Although there are a number of ways to create a class, creating one by a function (or constructor) would be good for S3 objects. Below employee and manager classes are created by emp() and man() respectively.

# construct base class - employee
emp = function(name) {
  if(length(name) != 1 && !is.character(name))
    stop("single string value of name necessary")
  # assign name to result
  result = name
  class(result) = "employee"
  return(result)
}

# extend base class - manager
# manager 'is-a' employee
man = function(name, members) {
  # create base class (employee)
  result = emp(name)
  # arguments should be carefully checked
  if(length(sapply(members,class)[sapply(members,class)=="character"]) != length(members))
    stop("a vector of employees necessary")
  # combine name and members as a list
  result = list(name=result,members=members)
  class(result)=c("manager","employee")
  return(result)
}

Note that

  • As employee has a single property, a character vector is assigned. If there are multiple properties, a list can be used as the case of manager.
  • Class names are assigned at the end and, as manager extends employee, both the classes names are assigned to it.
  • A drawback of S3 objects is that their class attribute(s) can be changed without restriction, simply by replacing the exisiting one(s) or by unclass(). Therefore it is important to put pieces to check the arguments of a constructor. If (condition) stop(message) can be used for this purpose. For example, man() checks whether the class of each element of members is character and throws an error if not. To illustrate this, a numeric vector of 1 is passed to this function and it causes the following error: Error in man(“John”, foo) : a vector of employees necessary. This can prevent a potentially undesirable result.
tom = emp("Tom")
alice = emp("Alice")
nick = man("Nick",c(tom,alice))

# without print function
tom
## [1] "Tom"
## attr(,"class")
## [1] "employee"
nick
## $name
## [1] "Nick"
## attr(,"class")
## [1] "employee"
## 
## $members
## [1] "Tom"   "Alice"
## 
## attr(,"class")
## [1] "manager"  "employee"

This throws an error with a message of Error in man(“John”, foo) : a vector of employees necessary.

# incorrectly assigned class should be handled
foo = c(1)
class(foo) = "employee"
class(foo)
man("John",foo)

Below the S3 generic function of print() is extended. Note that it is recommended not to include full stop (.) in a class name.

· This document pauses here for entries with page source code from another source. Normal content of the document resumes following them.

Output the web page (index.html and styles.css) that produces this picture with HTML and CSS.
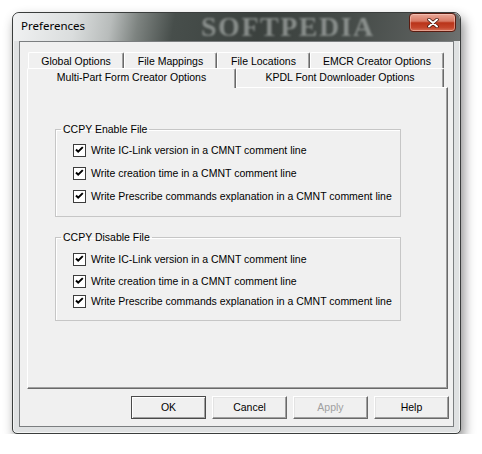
FILE: index.html
```html
<!DOCTYPE HTML>
<html lang="en-US">
<head>
	<meta charset="UTF-8">
	<title>Preferences</title>
	<link rel="stylesheet" href="styles.css">
</head>
<body>
	<div class="window">
		<div class="titlebar">
			<span class="title">Preferences</span>
			<span class="watermark">SOFTPEDIA</span>
			<button class="close" type="button">
				<svg width="12" height="10" viewBox="0 0 12 10"><path d="M2 1.5l8 7M10 1.5l-8 7" stroke="#3a1008" stroke-width="3.4" stroke-linecap="round"/><path d="M2 1.5l8 7M10 1.5l-8 7" stroke="#fff" stroke-width="2" stroke-linecap="round"/></svg>
			</button>
		</div>
		<div class="frame">
			<div class="client">
				<div class="tab-row back">
					<div class="tab tab-global">Global Options</div>
					<div class="tab tab-mappings">File Mappings</div>
					<div class="tab tab-locations">File Locations</div>
					<div class="tab tab-emcr">EMCR Creator Options</div>
				</div>
				<div class="tab-row front">
					<div class="tab tab-multipart selected">Multi-Part Form Creator Options</div>
					<div class="tab tab-kpdl">KPDL Font Downloader Options</div>
				</div>
				<div class="panel">
					<fieldset class="group group-enable">
						<legend>CCPY Enable File</legend>
						<label class="check"><svg width="13" height="13" viewBox="0 0 13 13"><rect x=".5" y=".5" width="12" height="12" fill="#fff" stroke="#3c3c3c"/><path d="M3 5.5l2.2 2.2 4.6-4.6" fill="none" stroke="#000" stroke-width="2"/></svg>Write IC-Link version in a CMNT comment line</label>
						<label class="check"><svg width="13" height="13" viewBox="0 0 13 13"><rect x=".5" y=".5" width="12" height="12" fill="#fff" stroke="#3c3c3c"/><path d="M3 5.5l2.2 2.2 4.6-4.6" fill="none" stroke="#000" stroke-width="2"/></svg>Write creation time in a CMNT comment line</label>
						<label class="check"><svg width="13" height="13" viewBox="0 0 13 13"><rect x=".5" y=".5" width="12" height="12" fill="#fff" stroke="#3c3c3c"/><path d="M3 5.5l2.2 2.2 4.6-4.6" fill="none" stroke="#000" stroke-width="2"/></svg>Write Prescribe commands explanation in a CMNT comment line</label>
					</fieldset>
					<fieldset class="group group-disable">
						<legend>CCPY Disable File</legend>
						<label class="check"><svg width="13" height="13" viewBox="0 0 13 13"><rect x=".5" y=".5" width="12" height="12" fill="#fff" stroke="#3c3c3c"/><path d="M3 5.5l2.2 2.2 4.6-4.6" fill="none" stroke="#000" stroke-width="2"/></svg>Write IC-Link version in a CMNT comment line</label>
						<label class="check"><svg width="13" height="13" viewBox="0 0 13 13"><rect x=".5" y=".5" width="12" height="12" fill="#fff" stroke="#3c3c3c"/><path d="M3 5.5l2.2 2.2 4.6-4.6" fill="none" stroke="#000" stroke-width="2"/></svg>Write creation time in a CMNT comment line</label>
						<label class="check"><svg width="13" height="13" viewBox="0 0 13 13"><rect x=".5" y=".5" width="12" height="12" fill="#fff" stroke="#3c3c3c"/><path d="M3 5.5l2.2 2.2 4.6-4.6" fill="none" stroke="#000" stroke-width="2"/></svg>Write Prescribe commands explanation in a CMNT comment line</label>
					</fieldset>
				</div>
				<div class="buttons">
					<button class="btn default" type="button">OK</button>
					<button class="btn" type="button">Cancel</button>
					<button class="btn disabled" type="button">Apply</button>
					<button class="btn" type="button">Help</button>
				</div>
			</div>
		</div>
	</div>
</body>
</html>
```

FILE: styles.css
```css
body, html {
	margin: 0;
	padding: 0;
	background: #fff;
	font: 10.5px/13px "Liberation Sans", Arial, sans-serif;
	color: #000;
}

.window {
	box-sizing: border-box;
	width: 449px;
	height: 422px;
	margin: 12px 0 0 12px;
	border: 1px solid #3a3d3c;
	border-radius: 7px 7px 5px 5px;
	background: #dfe1e2;
	box-shadow: 3px 6px 12px rgba(0, 0, 0, .45), inset 0 0 0 1px #f4f5f5;
	display: flex;
	flex-direction: column;
	overflow: hidden;
}

/* glass title bar */
.titlebar {
	flex: none;
	height: 28px;
	display: flex;
	align-items: flex-start;
	padding: 0 4px 0 8px;
	border-radius: 6px 6px 0 0;
	background: linear-gradient(100deg, #f1f2f3 0%, #dadddd 14%, #b8bcbb 22%, #7d8380 28%, #474e4b 36%, #3b413e 55%, #454b48 75%, #5a5e5c 92%, #6e7170 100%);
}

.title {
	margin-top: 5px;
	font: 11.5px/16px "Noto Sans", sans-serif;
	color: #000;
}

.watermark {
	margin: 1px 0 0 116px;
	font: bold 28px/26px "Liberation Serif", serif;
	letter-spacing: 1.5px;
	color: rgba(160, 166, 163, .75);
	filter: blur(1px);
}

.close {
	margin-left: auto;
	width: 47px;
	height: 19px;
	padding: 0;
	border: 1px solid #5a1b10;
	border-radius: 4px;
	background: linear-gradient(#e9a898 0%, #d87a65 42%, #b93419 52%, #c4452b 80%, #d5735a 100%);
	box-shadow: inset 0 0 0 1px rgba(255, 220, 210, .45);
	display: flex;
	align-items: center;
	justify-content: center;
}

/* frame around client area */
.frame {
	flex: 1;
	display: flex;
	padding: 0 6px 6px;
}

.client {
	flex: 1;
	display: flex;
	flex-direction: column;
	border: 1px solid #7b7e80;
	background: #f0f0f0;
	padding: 10px 0 0 7px;
}

/* tabs */
.tab-row {
	display: flex;
}

.tab-row.back {
	margin-left: 1px;
}

.tab {
	box-sizing: border-box;
	text-align: center;
	white-space: nowrap;
	background: #f0f0f0;
	border-top: 1px solid #fff;
	border-left: 1px solid #fff;
	border-right: 1px solid #696969;
	border-radius: 2px 2px 0 0;
	box-shadow: inset -1px 0 #a0a0a0;
	padding-top: 2px;
}

.back .tab {
	height: 16px;
}

.front .tab {
	height: 19px;
	position: relative;
}

.tab-global { width: 96px; }
.tab-mappings { width: 93px; }
.tab-locations { width: 93px; }
.tab-emcr { width: 134px; }
.tab-multipart { width: 209px; }
.tab-kpdl { width: 208px; }

.tab.selected {
	height: 20px;
	margin-bottom: -1px;
	z-index: 1;
}

.panel {
	box-sizing: border-box;
	width: 421px;
	height: 302px;
	border: 1px solid;
	border-color: #fff #696969 #696969 #fff;
	box-shadow: inset -1px -1px #a0a0a0;
	padding: 34px 0 0 27px;
	display: flex;
	flex-direction: column;
	align-items: flex-start;
}

/* group boxes */
.group {
	box-sizing: border-box;
	width: 346px;
	margin: 0;
	padding: 8px 0 13px 17px;
	border: 1px solid #c6c6c6;
	box-shadow: inset 1px 1px #fff;
	display: flex;
	flex-direction: column;
	gap: 10px;
}

.group legend {
	margin-left: -12px;
	padding: 0 2px;
	line-height: 14px;
}

.group-disable {
	margin-top: 13px;
	padding: 9px 0 12px 17px;
	gap: 9px;
}

.group-disable .check:last-child {
	margin-top: -2px;
}

.check {
	display: flex;
	align-items: center;
	gap: 5px;
	height: 13px;
	white-space: nowrap;
}

.check svg {
	flex: none;
}

/* dialog buttons */
.buttons {
	display: flex;
	justify-content: flex-end;
	gap: 6px;
	margin: 7px 4px 0 0;
}

.btn {
	box-sizing: border-box;
	width: 75px;
	height: 23px;
	padding: 0;
	font: 10.5px/13px "Liberation Sans", Arial, sans-serif;
	color: #000;
	background: #f0f0f0;
	border: 1px solid;
	border-color: #fff #696969 #696969 #fff;
	box-shadow: inset -1px -1px #a0a0a0, inset 1px 1px #e3e3e3;
}

.btn.default {
	border-color: #4a4a4a;
	box-shadow: inset 1px 1px #fff, inset -1px -1px #a0a0a0;
}

.btn.disabled {
	color: #a0a0a0;
}
```
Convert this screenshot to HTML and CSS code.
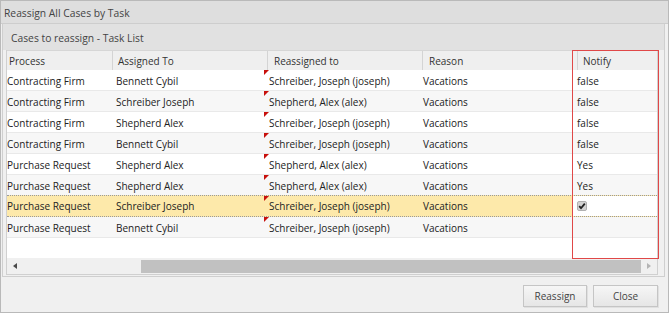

Otherwise R may not be able to identify the correct method to execute.

# S3 base method can be extended
# better not to include full stop(.) in class name
print.employee = function(obj) {
  cat("Employee Name:",obj,"\n")
}

print.manager = function(obj) {
  print.employee(obj$name)
  cat("Members:",obj$members,"\n")
}

# with print function
tom
## Employee Name: Tom
nick
## Employee Name: Nick 
## Members: Tom Alice

Available methods can be searched by entering a method or class name.

# methods that extends print
head(methods("print"),3)
## [1] "print.acf"   "print.AES"   "print.anova"
methods("print")[grep("*employee",methods("print"))]
## [1] "print.employee"
# methods that associated with manager class
methods(class="employee")
## [1] print.employee

If class attributes are changed, the new print methods no longer work.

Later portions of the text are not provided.